--- Begin Data extract ---

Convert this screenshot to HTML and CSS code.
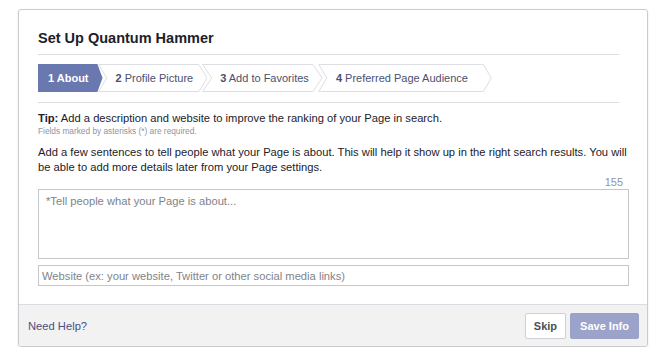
FILE: index.html
```html
<!DOCTYPE html>
<html lang="en">
<head>
  <meta charset="UTF-8" />
  <title>Set Up Quantum Hammer</title>
  <link rel="stylesheet" href="styles.css">
</head>
<body>

  <div class="dialog">
    <div class="body">
      <h1 class="title">Set Up Quantum Hammer</h1>

      <!-- Steps -->
      <div class="steps">
        <div class="step active">
          <svg class="step-bg" viewBox="0 0 100 28" preserveAspectRatio="none"><polygon points="0,0 92,0 100,14 92,28 0,28" /></svg>
          <span><b>1</b> About</span>
        </div>
        <div class="step">
          <svg class="step-bg" viewBox="0 0 100 28" preserveAspectRatio="none"><polygon points="0.5,0.5 92,0.5 99.5,14 92,27.5 0.5,27.5 8,14" /></svg>
          <span><b>2</b> Profile Picture</span>
        </div>
        <div class="step">
          <svg class="step-bg" viewBox="0 0 100 28" preserveAspectRatio="none"><polygon points="0.5,0.5 92,0.5 99.5,14 92,27.5 0.5,27.5 8,14" /></svg>
          <span><b>3</b> Add to Favorites</span>
        </div>
        <div class="step last">
          <svg class="step-bg" viewBox="0 0 100 28" preserveAspectRatio="none"><polygon points="0.5,0.5 95,0.5 99.5,14 95,27.5 0.5,27.5 5,14" /></svg>
          <span><b>4</b> Preferred Page Audience</span>
        </div>
      </div>

      <p class="tip"><b>Tip:</b> Add a description and website to improve the ranking of your Page in search.</p>
      <p class="required">Fields marked by asterisks (*) are required.</p>
      <p class="intro">Add a few sentences to tell people what your Page is about. This will help it show up in the right search results. You will be able to add more details later from your Page settings.</p>

      <div class="counter">155</div>
      <textarea class="about" placeholder="*Tell people what your Page is about..."></textarea>
      <input class="website" type="text" placeholder="Website (ex: your website, Twitter or other social media links)" />
    </div>

    <div class="footer">
      <a class="help" href="#">Need Help?</a>
      <div class="actions">
        <button class="btn">Skip</button>
        <button class="btn primary">Save Info</button>
      </div>
    </div>
  </div>

</body>
</html>
```

FILE: styles.css
```css
body {
  margin: 0;
  background: #fff;
  font-family: "Liberation Sans", Arial, sans-serif;
  color: #1d2129;
}

.dialog {
  width: 628px;
  margin: 9px 0 0 18px;
  border: 1px solid #c9cbcf;
  border-radius: 3px;
  box-shadow: 0 1px 2px rgba(0,0,0,0.12);
  overflow: hidden;
}

.body {
  padding: 0 18px 18px 19px;
}

.title {
  margin: 0 10px 0 0;
  padding: 19px 0 7px;
  font-size: 14.5px;
  line-height: 18px;
  font-weight: bold;
  border-bottom: 1px solid #dadde1;
}

/* Steps */
.steps {
  display: flex;
  height: 28px;
  margin: 9px 10px 0 0;
  padding-bottom: 10px;
  border-bottom: 1px solid #dadde1;
}

.step {
  position: relative;
  display: flex;
  align-items: center;
  padding: 0 14px 0 18px;
  margin-left: -5px;
  font-size: 11px;
  color: #4b4f6e;
}

.step:first-child {
  margin-left: 0;
  padding-left: 10px;
}

.step.last {
  padding-right: 24px;
}

.step-bg {
  position: absolute;
  top: 0;
  left: 0;
  width: 100%;
  height: 100%;
}

.step-bg polygon {
  fill: #fff;
  stroke: #dcdee3;
  stroke-width: 1;
  vector-effect: non-scaling-stroke;
}

.step span {
  position: relative;
}

.step.active {
  color: #fff;
  font-weight: bold;
}

.step.active polygon {
  fill: #6a78b0;
  stroke: none;
}

.tip {
  margin: 7px 0 0;
  font-size: 11.2px;
  line-height: 16px;
}

.required {
  margin: 0;
  font-size: 8.3px;
  line-height: 11px;
  color: #90949c;
}

.intro {
  margin: 8px 0 0;
  font-size: 11.2px;
  line-height: 15px;
  color: #1d2129;
}

.counter {
  text-align: right;
  padding-right: 6px;
  font-size: 11px;
  line-height: 14px;
  color: #90949c;
}

.about,
.website {
  display: block;
  box-sizing: border-box;
  width: 100%;
  margin: 0;
  border: 1px solid #c4c7cc;
  font-family: "Liberation Sans", Arial, sans-serif;
  font-size: 11.2px;
  color: #1d2129;
  resize: none;
  outline: none;
}

.about {
  height: 70px;
  padding: 5px 7px;
}

.website {
  height: 21px;
  margin-top: 6px;
  padding: 0 3px;
}

.about::placeholder,
.website::placeholder {
  color: #7f8389;
}

/* Footer */
.footer {
  display: flex;
  align-items: center;
  justify-content: space-between;
  height: 41px;
  padding: 0 8px 0 9px;
  background: #f2f2f2;
  border-top: 1px solid #dadde1;
}

.help {
  font-size: 11.2px;
  color: #4b4f80;
  text-decoration: none;
}

.actions {
  display: flex;
  gap: 4px;
}

.btn {
  height: 26px;
  padding: 0 8px;
  border: 1px solid #ced0d4;
  border-radius: 2px;
  background: #fff;
  font-family: "Liberation Sans", Arial, sans-serif;
  font-size: 11px;
  font-weight: bold;
  color: #4b4f56;
}

.btn.primary {
  padding: 0 9px;
  background: #9ba3ca;
  border-color: #9ba3ca;
  color: #fff;
}
```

--- End Data extract ---

From start to finish, output the listing exactly, but omit its pictures.

Task answer:
Convert this screenshot to HTML and CSS code.
FILE: index.html
```html
<!DOCTYPE html>
<html lang="en">
<head>
  <meta charset="UTF-8" />
  <title>Set Up Quantum Hammer</title>
  <link rel="stylesheet" href="styles.css">
</head>
<body>

  <div class="dialog">
    <div class="body">
      <h1 class="title">Set Up Quantum Hammer</h1>

      <!-- Steps -->
      <div class="steps">
        <div class="step active">
          <svg class="step-bg" viewBox="0 0 100 28" preserveAspectRatio="none"><polygon points="0,0 92,0 100,14 92,28 0,28" /></svg>
          <span><b>1</b> About</span>
        </div>
        <div class="step">
          <svg class="step-bg" viewBox="0 0 100 28" preserveAspectRatio="none"><polygon points="0.5,0.5 92,0.5 99.5,14 92,27.5 0.5,27.5 8,14" /></svg>
          <span><b>2</b> Profile Picture</span>
        </div>
        <div class="step">
          <svg class="step-bg" viewBox="0 0 100 28" preserveAspectRatio="none"><polygon points="0.5,0.5 92,0.5 99.5,14 92,27.5 0.5,27.5 8,14" /></svg>
          <span><b>3</b> Add to Favorites</span>
        </div>
        <div class="step last">
          <svg class="step-bg" viewBox="0 0 100 28" preserveAspectRatio="none"><polygon points="0.5,0.5 95,0.5 99.5,14 95,27.5 0.5,27.5 5,14" /></svg>
          <span><b>4</b> Preferred Page Audience</span>
        </div>
      </div>

      <p class="tip"><b>Tip:</b> Add a description and website to improve the ranking of your Page in search.</p>
      <p class="required">Fields marked by asterisks (*) are required.</p>
      <p class="intro">Add a few sentences to tell people what your Page is about. This will help it show up in the right search results. You will be able to add more details later from your Page settings.</p>

      <div class="counter">155</div>
      <textarea class="about" placeholder="*Tell people what your Page is about..."></textarea>
      <input class="website" type="text" placeholder="Website (ex: your website, Twitter or other social media links)" />
    </div>

    <div class="footer">
      <a class="help" href="#">Need Help?</a>
      <div class="actions">
        <button class="btn">Skip</button>
        <button class="btn primary">Save Info</button>
      </div>
    </div>
  </div>

</body>
</html>
```

FILE: styles.css
```css
body {
  margin: 0;
  background: #fff;
  font-family: "Liberation Sans", Arial, sans-serif;
  color: #1d2129;
}

.dialog {
  width: 628px;
  margin: 9px 0 0 18px;
  border: 1px solid #c9cbcf;
  border-radius: 3px;
  box-shadow: 0 1px 2px rgba(0,0,0,0.12);
  overflow: hidden;
}

.body {
  padding: 0 18px 18px 19px;
}

.title {
  margin: 0 10px 0 0;
  padding: 19px 0 7px;
  font-size: 14.5px;
  line-height: 18px;
  font-weight: bold;
  border-bottom: 1px solid #dadde1;
}

/* Steps */
.steps {
  display: flex;
  height: 28px;
  margin: 9px 10px 0 0;
  padding-bottom: 10px;
  border-bottom: 1px solid #dadde1;
}

.step {
  position: relative;
  display: flex;
  align-items: center;
  padding: 0 14px 0 18px;
  margin-left: -5px;
  font-size: 11px;
  color: #4b4f6e;
}

.step:first-child {
  margin-left: 0;
  padding-left: 10px;
}

.step.last {
  padding-right: 24px;
}

.step-bg {
  position: absolute;
  top: 0;
  left: 0;
  width: 100%;
  height: 100%;
}

.step-bg polygon {
  fill: #fff;
  stroke: #dcdee3;
  stroke-width: 1;
  vector-effect: non-scaling-stroke;
}

.step span {
  position: relative;
}

.step.active {
  color: #fff;
  font-weight: bold;
}

.step.active polygon {
  fill: #6a78b0;
  stroke: none;
}

.tip {
  margin: 7px 0 0;
  font-size: 11.2px;
  line-height: 16px;
}

.required {
  margin: 0;
  font-size: 8.3px;
  line-height: 11px;
  color: #90949c;
}

.intro {
  margin: 8px 0 0;
  font-size: 11.2px;
  line-height: 15px;
  color: #1d2129;
}

.counter {
  text-align: right;
  padding-right: 6px;
  font-size: 11px;
  line-height: 14px;
  color: #90949c;
}

.about,
.website {
  display: block;
  box-sizing: border-box;
  width: 100%;
  margin: 0;
  border: 1px solid #c4c7cc;
  font-family: "Liberation Sans", Arial, sans-serif;
  font-size: 11.2px;
  color: #1d2129;
  resize: none;
  outline: none;
}

.about {
  height: 70px;
  padding: 5px 7px;
}

.website {
  height: 21px;
  margin-top: 6px;
  padding: 0 3px;
}

.about::placeholder,
.website::placeholder {
  color: #7f8389;
}

/* Footer */
.footer {
  display: flex;
  align-items: center;
  justify-content: space-between;
  height: 41px;
  padding: 0 8px 0 9px;
  background: #f2f2f2;
  border-top: 1px solid #dadde1;
}

.help {
  font-size: 11.2px;
  color: #4b4f80;
  text-decoration: none;
}

.actions {
  display: flex;
  gap: 4px;
}

.btn {
  height: 26px;
  padding: 0 8px;
  border: 1px solid #ced0d4;
  border-radius: 2px;
  background: #fff;
  font-family: "Liberation Sans", Arial, sans-serif;
  font-size: 11px;
  font-weight: bold;
  color: #4b4f56;
}

.btn.primary {
  padding: 0 9px;
  background: #9ba3ca;
  border-color: #9ba3ca;
  color: #fff;
}
```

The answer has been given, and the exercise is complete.